The second approach relates to a term called “Inferred members”. All the other attributes of that dimension will also get updated in next run of dimension load (usually nightly load).

In SSIS there are multiple options available to implement the second case.

First approach is to do lookup on the dimension table and for all the rows that are now matching, insert the business key in Dimension table and then do the lookup again to get the surrogate key.

Second approach is to make use of Lookup and Script component. Lookup component will ignore rows with no matching business key in dimension table. Then script component will process only those rows where it didn’t find the associated surrogate key and finally insert the same in dimension table and return the associated surrogate key through stored procedure output parameter.
This script component approach is more efficient because its using the existing lookup component only once and then doing all the processing in script component.

But the additional benefit comes if we make use of .Net Generic.SortedDictionary class to store the cache information regarding the newly generated key. Read more about this here…
http://msdn.microsoft.com/en-us/library/f7fta44c(VS.80).aspx


- Mohit

Monday, August 27, 2007

SSIS - deadlock was detected while trying to lock variables

Recently I faced one MAJOR issue in my ETL packages because of new patches deployed on Microsoft Windows 2003 Server.

"A deadlock was detected while trying to lock variables "variable names (comma separated)" for read/write access. A lock cannot be acquired after 16 attempts. The locks timed out."

OR

"The script threw an exception: A deadlock was detected while trying to lock variables "variable names (comma separated)" for read access and variables "variable names (comma separated)" for read/write access. A lock cannot be acquired after 16 attempts. The locks timed out."
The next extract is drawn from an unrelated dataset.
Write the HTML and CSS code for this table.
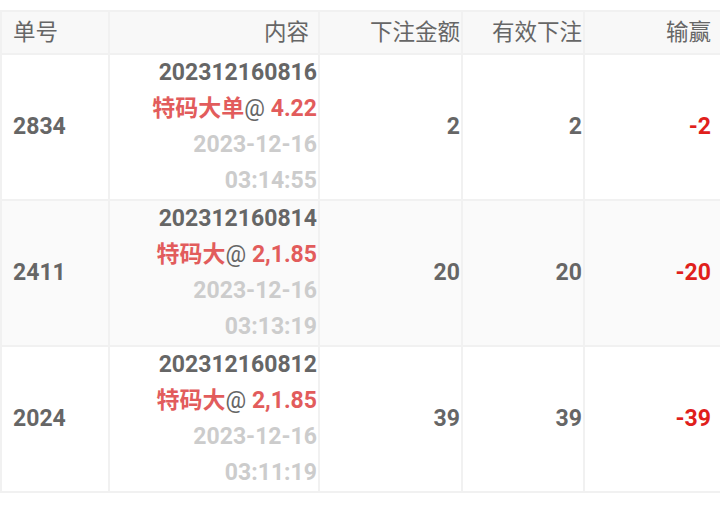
FILE: index.html
```html
<!DOCTYPE html>
<html lang="zh">
<head>
<meta charset="utf-8">
<link rel="stylesheet" href="styles.css">
</head>
<body>
<div class="page">
<table class="bets">
  <colgroup>
    <col class="c1"><col class="c2"><col class="c3"><col class="c4"><col class="c5">
  </colgroup>
  <thead>
    <tr><th class="left">单号</th><th class="pad">内容</th><th class="tight">下注金额</th><th class="tight">有效下注</th><th class="pad">输赢</th></tr>
  </thead>
  <tbody>
    <tr>
      <td class="left">2834</td>
      <td class="tight"><div>202312160816</div><div><span class="red">特码大单</span><span class="at">@</span> <span class="red">4.22</span></div><div class="muted">2023-12-16</div><div class="muted">03:14:55</div></td>
      <td class="tight">2</td><td class="tight">2</td><td class="loss pad">-2</td>
    </tr>
    <tr class="alt">
      <td class="left">2411</td>
      <td class="tight"><div>202312160814</div><div><span class="red">特码大</span><span class="at">@</span> <span class="red">2,1.85</span></div><div class="muted">2023-12-16</div><div class="muted">03:13:19</div></td>
      <td class="tight">20</td><td class="tight">20</td><td class="loss pad">-20</td>
    </tr>
    <tr>
      <td class="left">2024</td>
      <td class="tight"><div>202312160812</div><div><span class="red">特码大</span><span class="at">@</span> <span class="red">2,1.85</span></div><div class="muted">2023-12-16</div><div class="muted">03:11:19</div></td>
      <td class="tight">39</td><td class="tight">39</td><td class="loss pad">-39</td>
    </tr>
  </tbody>
</table>
</div>
</body>
</html>
```
FILE: styles.css
```css
html, body { margin: 0; padding: 0; background: #fff; }
body { font-family: Roboto, "Noto Sans CJK SC", sans-serif; color: #666; }
.page { padding-top: 10px; }
.bets { width: 720px; border-collapse: collapse; table-layout: fixed; }
.c1 { width: 108px; } .c2 { width: 210px; } .c3 { width: 143px; } .c4 { width: 122px; } .c5 { width: 137px; }
.bets th, .bets td { border: 2px solid #f1f1f1; padding: 0 9px 0 11px; text-align: right; }
.bets th { background: #f8f8f8; font-weight: 400; font-size: 22.5px; height: 41px; line-height: 41px; color: #666; }
.bets td { font-size: 23px; font-weight: 700; line-height: 36px; vertical-align: middle; color: #666; }
.bets .tight { padding-right: 1px; }
.bets .pad { padding-right: 9px; }
.bets .left { text-align: left; }
.bets tr.alt td { background: #fafafa; }
.red { color: #e25c5c; }
.at { color: #666; font-weight: 400; }
.muted { color: #cccccc; }
.bets td.loss { color: #e0201b; }
```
It's more to do with Script component/Task used in the package and making use of "ReadOnlyVariables" and "ReadWriteVariables" properties for declaring variables that will be used in the script.

Technically if we declare variables in these two properties then there is NO need to lock these variables in the script, and this is exactly what we were doing in the past prior to these patches....

Windows 2003 Post-SP2 Hotfix - MS07-31/935840 W2K3 Server
Windows 2003 Post-SP2 Hotfix - MS07-34/929123 W2K3 Server
Windows 2003 Post-SP2 Hotfix - MS07-039/926122 W2K3 Server
Windows 2003 Post-SP2 Hotfix - KB924054 W2K3 Server
2.0 IE Update W2K3 Server

Now I don't know which one of these patches is causing the real problem but yes it's one of them for sure.

We can see these error in the SSIS logging files...

Now the quick fix to these errors are NOT using "ReadOnlyVariables" and "ReadWriteVariables" properties for declaring variables that will be used in the script. Instead a better way is to declare the same in script itself and then locking and unlocking the same using DTS object model.


Imports System
Imports System.Data
Imports System.Math
Imports Microsoft.SqlServer.Dts.Runtime

Public Class ScriptMain

Public Sub Main()

Dim myVar As Variables

Dts.VariableDispenser.LockForWrite("User::Var1")
Dts.VariableDispenser.LockForWrite("User::Var2")

Dts.VariableDispenser.GetVariables(myVar)

myVar("User::Var1").Value = "SomeValue"
myVar("User::Var1").Value = "SomeValue"

myVar.Unlock()

Dts.TaskResult = Dts.Results.Success

End Sub

End Class



Let me know if you know the exact source of this problem.

- Mohit Nayyar

Thursday, June 14, 2007

T-SQL or Merge JOIN or Lookup to load Dimension data

In my recent discussion with a friend we talked about loading the data in dimension table. So being a SQL guy we have at least two options available in Microsoft SQL Server 2005.

So let me first explain the objective behind this.

We need to load only new data in target dimension table. So we need to check if this data exists at the destination, if not then insert this new data based on the business keys e.g. CustomerCode, ProductCode etc.

T-SQL Solution

LEFT / RIGHT JOIN
Make a join of target table with source table on business keys and then use LEFT or RIGHT join to get only new rows.

SELECT s.CustomerCode, s.CustomerName
FROM SourceTable s
LEFT JOIN TargetTable t ON (s.CustomerCode = t.CustomerCode)
WHERE t.CustomerCode IS NULL

The above solution works fine if you have source and destination databases on the same server, or may be you can use linked server to achieve the same if it's on different servers.

SSIS Solution

Now the standard solution to use LEFT / RIGHT JOINS in SSIS is "Merge Join" transformation, you can do precisely the same thing, it works well even if you have source database in Oracle and target database in Microsoft SQL Server.

But as we are aware that Merge Join expects sorted data, so if you are planning to sort the data at source system or use SORT transformation in SSIS then it will prove to be a costly affair.

Hmm............then what else can I do.........here I present Lookup transformation in SSIS

Well, generally this component is used to load Fact tables; when you want to load surrogate keys derived from Dimension table into Fact table.

But we can also "Configure Error Output" for this component....what does that mean........let me explain.....

Technically we map a common field from two tables in this component and fetch other columns based on this common column data. So what if all the data is not available in both of these tables…..let me explain…





Let say we have 10 rows in source and 5 rows in target.........so by default this component will return error because it’s not able to find other 5 rows in target table................hmmm..........trust me this is really good for us....









Now I can "Configure Error Output" for this component, which will redirect the failure rows and these failure redirected rows are the one that we are missing in target............so we achieved the functionality of loading only new rows in target table.





I hope this will be helpful for you as well..........